## Begin Provided information

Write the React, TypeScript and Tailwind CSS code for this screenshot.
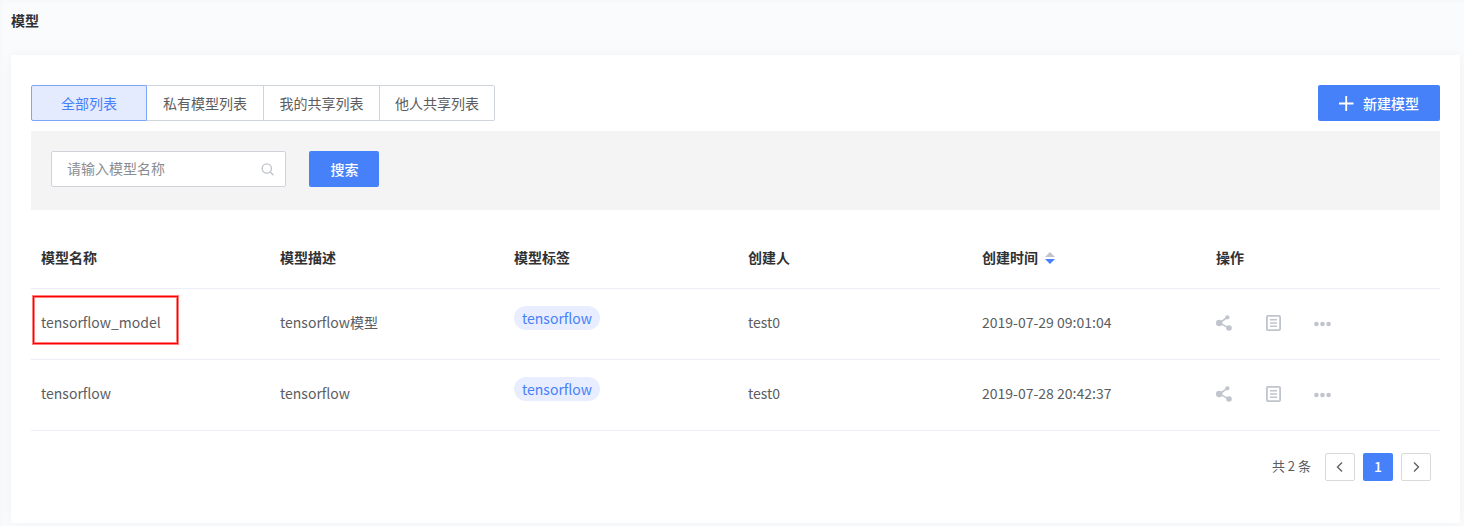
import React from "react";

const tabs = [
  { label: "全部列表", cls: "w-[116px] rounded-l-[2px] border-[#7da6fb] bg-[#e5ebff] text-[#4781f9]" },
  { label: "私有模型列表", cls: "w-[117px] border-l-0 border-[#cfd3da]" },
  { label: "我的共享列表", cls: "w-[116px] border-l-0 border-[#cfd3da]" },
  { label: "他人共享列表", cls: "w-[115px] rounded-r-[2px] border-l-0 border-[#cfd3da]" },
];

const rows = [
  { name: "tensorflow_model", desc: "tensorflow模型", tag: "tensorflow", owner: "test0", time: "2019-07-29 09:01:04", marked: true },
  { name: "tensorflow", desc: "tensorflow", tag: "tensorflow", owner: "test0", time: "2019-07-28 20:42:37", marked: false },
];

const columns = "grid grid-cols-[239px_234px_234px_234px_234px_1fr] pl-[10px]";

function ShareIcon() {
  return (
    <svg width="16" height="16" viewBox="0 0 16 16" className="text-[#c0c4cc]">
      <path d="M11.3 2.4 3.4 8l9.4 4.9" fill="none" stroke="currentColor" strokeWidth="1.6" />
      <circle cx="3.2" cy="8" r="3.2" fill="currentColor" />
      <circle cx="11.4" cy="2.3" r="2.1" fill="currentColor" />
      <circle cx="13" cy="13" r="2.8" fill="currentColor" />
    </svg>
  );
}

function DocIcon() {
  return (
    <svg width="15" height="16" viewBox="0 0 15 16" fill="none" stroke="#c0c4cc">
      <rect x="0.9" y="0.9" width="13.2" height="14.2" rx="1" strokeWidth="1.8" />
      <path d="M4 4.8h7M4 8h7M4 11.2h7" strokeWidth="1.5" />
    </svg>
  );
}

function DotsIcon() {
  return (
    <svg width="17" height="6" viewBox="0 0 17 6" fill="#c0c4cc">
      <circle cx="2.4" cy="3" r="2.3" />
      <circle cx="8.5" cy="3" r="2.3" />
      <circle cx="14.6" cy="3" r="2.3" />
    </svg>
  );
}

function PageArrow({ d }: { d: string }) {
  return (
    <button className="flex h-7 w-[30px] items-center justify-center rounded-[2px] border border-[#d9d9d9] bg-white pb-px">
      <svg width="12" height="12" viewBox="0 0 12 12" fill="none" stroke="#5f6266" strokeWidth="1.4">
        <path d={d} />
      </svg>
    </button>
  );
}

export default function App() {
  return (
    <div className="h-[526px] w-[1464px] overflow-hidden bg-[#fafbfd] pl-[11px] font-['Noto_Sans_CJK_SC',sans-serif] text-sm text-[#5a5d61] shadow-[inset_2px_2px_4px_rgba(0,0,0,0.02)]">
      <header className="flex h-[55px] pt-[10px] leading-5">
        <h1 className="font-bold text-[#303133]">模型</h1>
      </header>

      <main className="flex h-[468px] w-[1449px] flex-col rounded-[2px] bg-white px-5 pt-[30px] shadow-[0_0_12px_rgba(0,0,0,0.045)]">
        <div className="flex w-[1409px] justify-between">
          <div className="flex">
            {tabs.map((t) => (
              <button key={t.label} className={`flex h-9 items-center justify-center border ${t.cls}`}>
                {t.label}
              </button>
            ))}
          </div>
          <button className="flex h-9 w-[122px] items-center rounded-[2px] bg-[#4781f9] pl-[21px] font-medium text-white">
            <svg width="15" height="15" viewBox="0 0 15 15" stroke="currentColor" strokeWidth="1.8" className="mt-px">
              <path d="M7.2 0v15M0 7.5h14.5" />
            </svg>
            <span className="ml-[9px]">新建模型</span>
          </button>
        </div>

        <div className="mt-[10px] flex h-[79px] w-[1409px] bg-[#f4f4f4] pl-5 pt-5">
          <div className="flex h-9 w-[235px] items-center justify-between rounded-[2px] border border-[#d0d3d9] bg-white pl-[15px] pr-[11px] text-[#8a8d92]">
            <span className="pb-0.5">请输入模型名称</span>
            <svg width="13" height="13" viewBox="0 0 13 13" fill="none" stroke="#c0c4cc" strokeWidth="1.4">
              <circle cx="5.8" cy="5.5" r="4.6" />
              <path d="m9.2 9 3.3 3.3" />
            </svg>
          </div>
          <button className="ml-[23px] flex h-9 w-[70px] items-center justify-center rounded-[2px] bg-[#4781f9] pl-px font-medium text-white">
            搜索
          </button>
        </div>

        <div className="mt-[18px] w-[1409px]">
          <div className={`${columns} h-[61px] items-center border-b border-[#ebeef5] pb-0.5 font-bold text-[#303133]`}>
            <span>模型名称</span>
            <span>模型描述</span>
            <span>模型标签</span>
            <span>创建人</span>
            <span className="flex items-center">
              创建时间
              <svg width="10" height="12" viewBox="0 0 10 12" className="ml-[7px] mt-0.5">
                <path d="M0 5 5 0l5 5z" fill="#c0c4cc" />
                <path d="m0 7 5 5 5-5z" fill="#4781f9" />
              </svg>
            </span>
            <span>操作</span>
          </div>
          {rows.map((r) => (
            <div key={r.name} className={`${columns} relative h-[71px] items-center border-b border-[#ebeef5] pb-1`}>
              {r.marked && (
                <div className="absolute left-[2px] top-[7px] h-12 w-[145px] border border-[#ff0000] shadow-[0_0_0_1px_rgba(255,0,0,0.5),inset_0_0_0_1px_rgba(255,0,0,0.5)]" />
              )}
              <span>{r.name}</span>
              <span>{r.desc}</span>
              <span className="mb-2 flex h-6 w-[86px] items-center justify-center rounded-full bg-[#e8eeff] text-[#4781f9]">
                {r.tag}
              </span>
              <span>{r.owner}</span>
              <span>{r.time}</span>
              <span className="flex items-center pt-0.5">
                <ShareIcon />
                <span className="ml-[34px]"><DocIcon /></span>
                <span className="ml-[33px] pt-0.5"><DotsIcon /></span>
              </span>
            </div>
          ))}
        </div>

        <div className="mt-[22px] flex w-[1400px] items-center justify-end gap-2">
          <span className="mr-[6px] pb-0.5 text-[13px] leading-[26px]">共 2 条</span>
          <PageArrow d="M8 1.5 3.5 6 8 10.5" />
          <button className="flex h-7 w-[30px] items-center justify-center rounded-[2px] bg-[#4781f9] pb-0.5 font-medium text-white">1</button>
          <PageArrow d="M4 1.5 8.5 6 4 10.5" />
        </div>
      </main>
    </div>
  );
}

## End Provided information
## Begin Provided information

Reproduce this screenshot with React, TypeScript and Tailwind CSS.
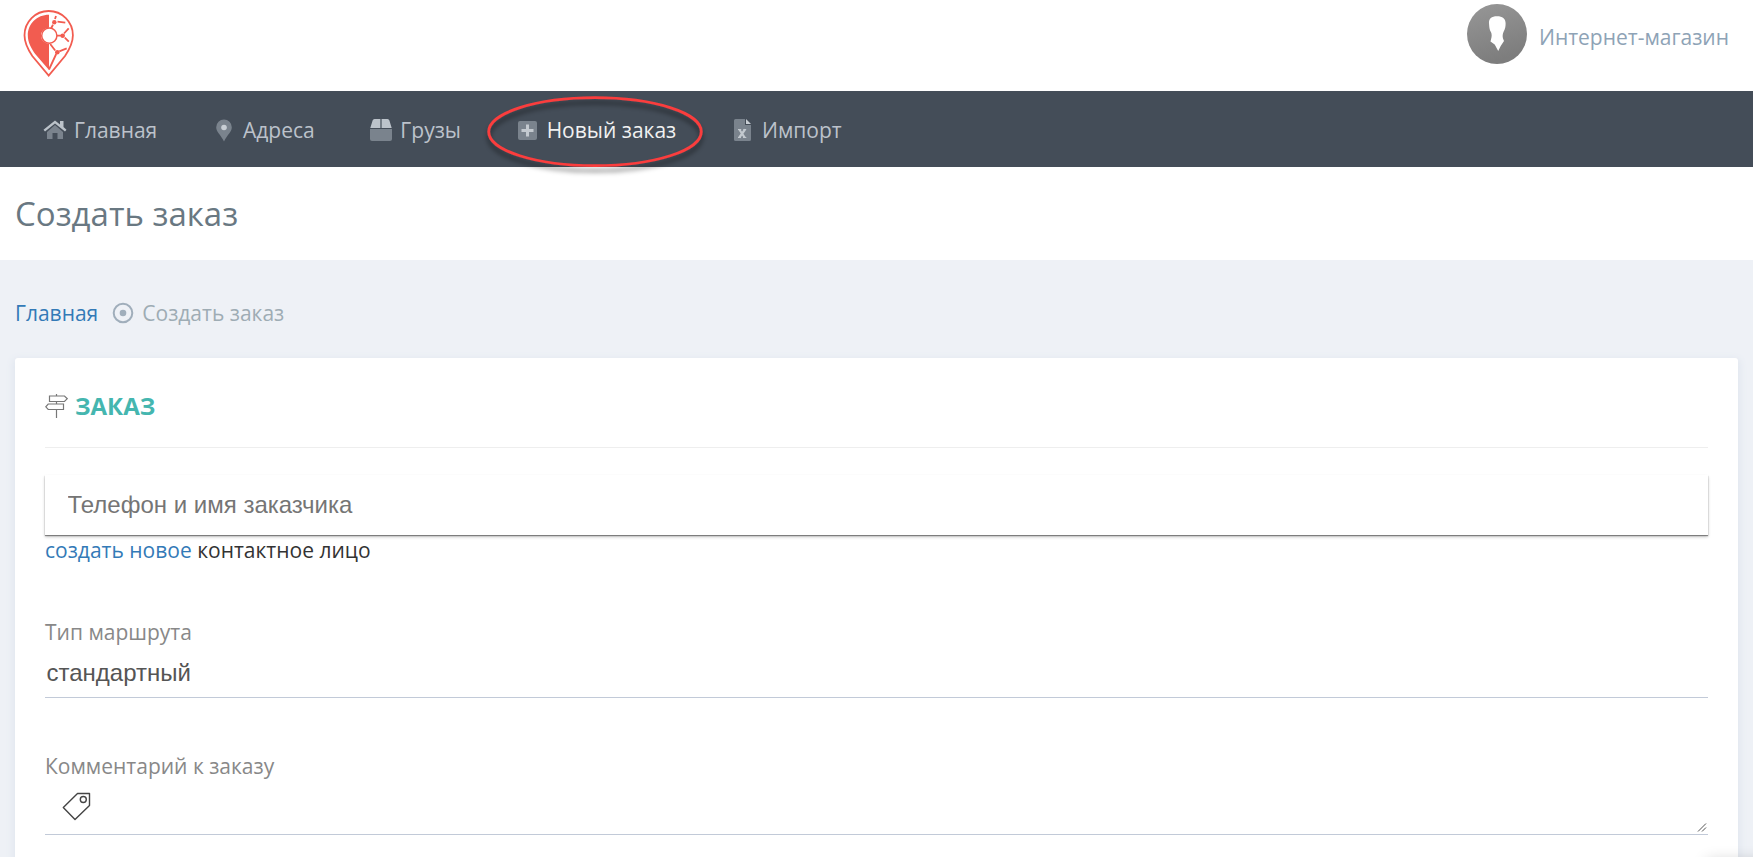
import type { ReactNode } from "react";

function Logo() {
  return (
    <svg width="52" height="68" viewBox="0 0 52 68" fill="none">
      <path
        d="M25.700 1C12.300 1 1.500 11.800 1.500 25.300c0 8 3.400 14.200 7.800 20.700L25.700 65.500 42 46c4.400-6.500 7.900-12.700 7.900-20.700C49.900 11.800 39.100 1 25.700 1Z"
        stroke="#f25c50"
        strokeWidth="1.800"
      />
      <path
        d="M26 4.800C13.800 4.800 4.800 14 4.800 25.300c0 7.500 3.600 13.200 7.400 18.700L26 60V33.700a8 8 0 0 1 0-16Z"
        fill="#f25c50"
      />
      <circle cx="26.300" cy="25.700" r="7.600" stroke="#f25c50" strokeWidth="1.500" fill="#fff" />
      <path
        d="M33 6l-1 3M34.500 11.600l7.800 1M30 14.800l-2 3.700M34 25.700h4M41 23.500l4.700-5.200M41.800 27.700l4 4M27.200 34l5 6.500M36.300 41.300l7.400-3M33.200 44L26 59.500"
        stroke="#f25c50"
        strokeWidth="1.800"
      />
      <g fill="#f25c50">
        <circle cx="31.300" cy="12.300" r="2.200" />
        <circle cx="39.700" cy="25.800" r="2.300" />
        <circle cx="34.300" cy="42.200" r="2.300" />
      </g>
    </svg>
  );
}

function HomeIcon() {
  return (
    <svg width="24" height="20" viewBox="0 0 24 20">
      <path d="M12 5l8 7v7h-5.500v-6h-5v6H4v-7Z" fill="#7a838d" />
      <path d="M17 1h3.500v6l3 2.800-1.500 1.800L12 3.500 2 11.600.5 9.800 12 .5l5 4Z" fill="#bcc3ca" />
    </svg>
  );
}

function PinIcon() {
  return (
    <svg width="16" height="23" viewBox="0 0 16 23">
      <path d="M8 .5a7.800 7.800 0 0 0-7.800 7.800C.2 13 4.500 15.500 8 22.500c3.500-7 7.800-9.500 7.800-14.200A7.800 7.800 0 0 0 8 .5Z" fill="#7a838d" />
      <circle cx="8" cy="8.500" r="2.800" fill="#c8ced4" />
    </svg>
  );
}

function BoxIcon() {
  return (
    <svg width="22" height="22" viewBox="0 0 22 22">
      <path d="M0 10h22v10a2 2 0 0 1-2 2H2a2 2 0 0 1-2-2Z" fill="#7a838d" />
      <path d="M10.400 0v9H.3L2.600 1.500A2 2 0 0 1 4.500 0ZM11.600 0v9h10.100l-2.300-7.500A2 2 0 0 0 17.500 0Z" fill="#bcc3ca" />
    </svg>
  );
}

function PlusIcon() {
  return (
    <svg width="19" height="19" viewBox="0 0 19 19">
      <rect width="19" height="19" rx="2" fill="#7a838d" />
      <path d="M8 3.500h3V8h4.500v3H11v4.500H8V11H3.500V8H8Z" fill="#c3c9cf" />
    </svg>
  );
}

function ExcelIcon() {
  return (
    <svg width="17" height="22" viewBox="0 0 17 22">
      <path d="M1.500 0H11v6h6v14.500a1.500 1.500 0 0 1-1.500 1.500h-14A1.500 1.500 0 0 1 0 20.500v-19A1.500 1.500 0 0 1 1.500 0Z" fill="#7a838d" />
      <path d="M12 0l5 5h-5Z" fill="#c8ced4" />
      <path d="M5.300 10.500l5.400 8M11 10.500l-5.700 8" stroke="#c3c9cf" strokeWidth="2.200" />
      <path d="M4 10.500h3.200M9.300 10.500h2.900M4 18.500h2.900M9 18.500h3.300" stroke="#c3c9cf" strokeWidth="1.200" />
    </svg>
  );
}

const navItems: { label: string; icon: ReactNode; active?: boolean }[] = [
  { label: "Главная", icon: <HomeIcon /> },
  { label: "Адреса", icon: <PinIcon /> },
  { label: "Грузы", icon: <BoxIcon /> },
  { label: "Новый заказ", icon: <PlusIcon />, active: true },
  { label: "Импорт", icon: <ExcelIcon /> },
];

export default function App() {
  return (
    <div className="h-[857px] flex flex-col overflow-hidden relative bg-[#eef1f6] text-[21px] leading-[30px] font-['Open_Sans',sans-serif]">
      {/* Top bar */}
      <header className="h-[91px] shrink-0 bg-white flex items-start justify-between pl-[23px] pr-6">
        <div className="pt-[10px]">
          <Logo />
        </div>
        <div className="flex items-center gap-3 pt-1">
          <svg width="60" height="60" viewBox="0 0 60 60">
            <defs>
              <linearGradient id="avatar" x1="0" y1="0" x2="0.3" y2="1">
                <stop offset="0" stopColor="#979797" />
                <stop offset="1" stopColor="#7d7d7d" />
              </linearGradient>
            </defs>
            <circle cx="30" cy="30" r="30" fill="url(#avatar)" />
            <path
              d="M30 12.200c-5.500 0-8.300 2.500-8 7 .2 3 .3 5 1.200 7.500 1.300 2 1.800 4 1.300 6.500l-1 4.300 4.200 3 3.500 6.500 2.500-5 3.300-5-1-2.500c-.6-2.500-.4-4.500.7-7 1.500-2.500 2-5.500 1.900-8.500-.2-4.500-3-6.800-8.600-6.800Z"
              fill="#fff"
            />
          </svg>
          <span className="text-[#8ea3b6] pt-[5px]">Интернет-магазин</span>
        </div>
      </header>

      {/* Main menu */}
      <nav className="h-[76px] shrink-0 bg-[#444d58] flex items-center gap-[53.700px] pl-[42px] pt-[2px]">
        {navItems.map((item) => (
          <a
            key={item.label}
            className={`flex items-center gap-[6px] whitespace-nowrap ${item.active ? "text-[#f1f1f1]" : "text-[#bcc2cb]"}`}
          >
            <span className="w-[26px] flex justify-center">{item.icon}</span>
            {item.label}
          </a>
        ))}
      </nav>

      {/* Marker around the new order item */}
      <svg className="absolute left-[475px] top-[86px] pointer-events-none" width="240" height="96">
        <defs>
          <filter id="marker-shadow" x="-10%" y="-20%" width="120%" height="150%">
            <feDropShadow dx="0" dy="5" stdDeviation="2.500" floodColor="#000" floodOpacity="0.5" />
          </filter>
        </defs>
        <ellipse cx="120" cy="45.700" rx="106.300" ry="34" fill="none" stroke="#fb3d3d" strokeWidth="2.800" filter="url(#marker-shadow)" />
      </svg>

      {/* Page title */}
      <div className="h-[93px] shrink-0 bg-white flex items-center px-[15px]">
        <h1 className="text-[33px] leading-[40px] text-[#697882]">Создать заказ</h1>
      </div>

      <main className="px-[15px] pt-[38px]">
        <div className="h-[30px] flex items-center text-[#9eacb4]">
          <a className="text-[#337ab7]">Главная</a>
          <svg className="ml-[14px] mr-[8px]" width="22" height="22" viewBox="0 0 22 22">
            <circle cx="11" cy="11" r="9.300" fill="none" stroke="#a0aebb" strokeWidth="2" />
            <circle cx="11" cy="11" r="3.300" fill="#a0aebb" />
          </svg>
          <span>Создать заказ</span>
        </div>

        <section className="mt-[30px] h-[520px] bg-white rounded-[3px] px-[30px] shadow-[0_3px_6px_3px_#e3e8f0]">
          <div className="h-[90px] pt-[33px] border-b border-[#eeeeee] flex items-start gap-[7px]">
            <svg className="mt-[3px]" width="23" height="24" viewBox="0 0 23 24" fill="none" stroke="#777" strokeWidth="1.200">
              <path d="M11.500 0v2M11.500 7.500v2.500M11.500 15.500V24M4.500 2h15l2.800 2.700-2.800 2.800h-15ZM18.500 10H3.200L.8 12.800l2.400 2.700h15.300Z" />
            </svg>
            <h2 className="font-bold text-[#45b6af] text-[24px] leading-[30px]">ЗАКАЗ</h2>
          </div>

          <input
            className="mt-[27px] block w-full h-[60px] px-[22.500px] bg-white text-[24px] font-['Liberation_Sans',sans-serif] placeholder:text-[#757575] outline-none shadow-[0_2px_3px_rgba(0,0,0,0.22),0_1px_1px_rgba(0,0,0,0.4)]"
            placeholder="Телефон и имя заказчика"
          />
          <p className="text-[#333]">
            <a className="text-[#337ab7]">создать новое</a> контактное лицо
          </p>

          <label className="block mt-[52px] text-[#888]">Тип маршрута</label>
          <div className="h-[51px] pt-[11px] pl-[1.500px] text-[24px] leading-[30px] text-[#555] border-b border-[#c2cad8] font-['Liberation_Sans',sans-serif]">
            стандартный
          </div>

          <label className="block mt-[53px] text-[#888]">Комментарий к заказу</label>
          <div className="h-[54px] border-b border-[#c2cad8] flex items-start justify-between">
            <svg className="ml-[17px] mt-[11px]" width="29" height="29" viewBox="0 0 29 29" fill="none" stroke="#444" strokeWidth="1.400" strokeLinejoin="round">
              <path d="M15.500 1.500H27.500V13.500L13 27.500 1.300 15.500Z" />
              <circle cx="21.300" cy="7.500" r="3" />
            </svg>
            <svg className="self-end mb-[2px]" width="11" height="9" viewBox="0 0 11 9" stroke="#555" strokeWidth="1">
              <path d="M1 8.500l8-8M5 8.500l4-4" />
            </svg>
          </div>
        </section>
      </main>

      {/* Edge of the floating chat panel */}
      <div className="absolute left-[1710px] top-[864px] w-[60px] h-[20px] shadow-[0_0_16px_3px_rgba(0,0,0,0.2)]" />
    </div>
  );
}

## End Provided information

Work to be completed – Leave the pictures out and copy exactly the lines from the one with "Write the React, TypeScript" through the one with "import React from", nothing more.

Answer to the exercise –
Write the React, TypeScript and Tailwind CSS code for this screenshot.
import React from "react";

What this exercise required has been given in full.